1. APF Path: libraries following the Angular package format will have their source code updated to contain Ivy definitions. This ensures tree-shaking will work properly.
2. Compatibility Path: libraries where `ngcc` cannot determine how to safely modify the existing code will have a patching operation applied. This patching operation produces a "wrapper" file for each file containing an Angular entity, which re-exports patched versions of the Angular entities. This is not compatible with tree-shaking, but will work for libraries which `ngcc` cannot otherwise understand. A warning will be printed to notify the user they should update the version of the library if possible.
For example, if a library ships with commonjs-only code or a UMD bundle that `ngcc` isn't able to patch directly, it can generate patching wrappers instead of modifying the input code.
The `@angular/language-service` is mostly out of scope for this document, and will be treated in a separate design document. However, it's worth a consideration here as the architecture of the compiler impacts the language service's design.
A Language Service is an analysis engine that integrates into an IDE such as Visual Studio Code. It processes code and provides static analysis information regarding that code, as well as enables specific IDE operations such as code completion, tracing of references, and refactoring. The `@angular/language-service` is a wrapper around the Typescript language service (much as `ngtsc` wraps `tsc`) and extends the analysis of Typescript with a specific understanding of Angular concepts. In particular, it also understands the Angular Template Syntax and can bridge between the component class in Typescript and expressions in the templates.

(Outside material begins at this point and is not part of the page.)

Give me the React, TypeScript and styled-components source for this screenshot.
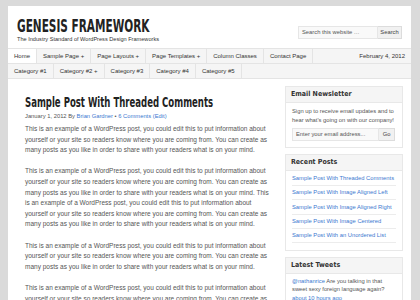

To provide code completion and other intelligence around template contents, the Angular Language Service must have a similar understanding of the template contents as the `ngtsc` compiler - it must know the selector map associated with the component, and the metadata of each directive or pipe used in the template. Whether the language service consumes the output of `ngcc` or reuses its metadata transformation logic, the data it needs will be available.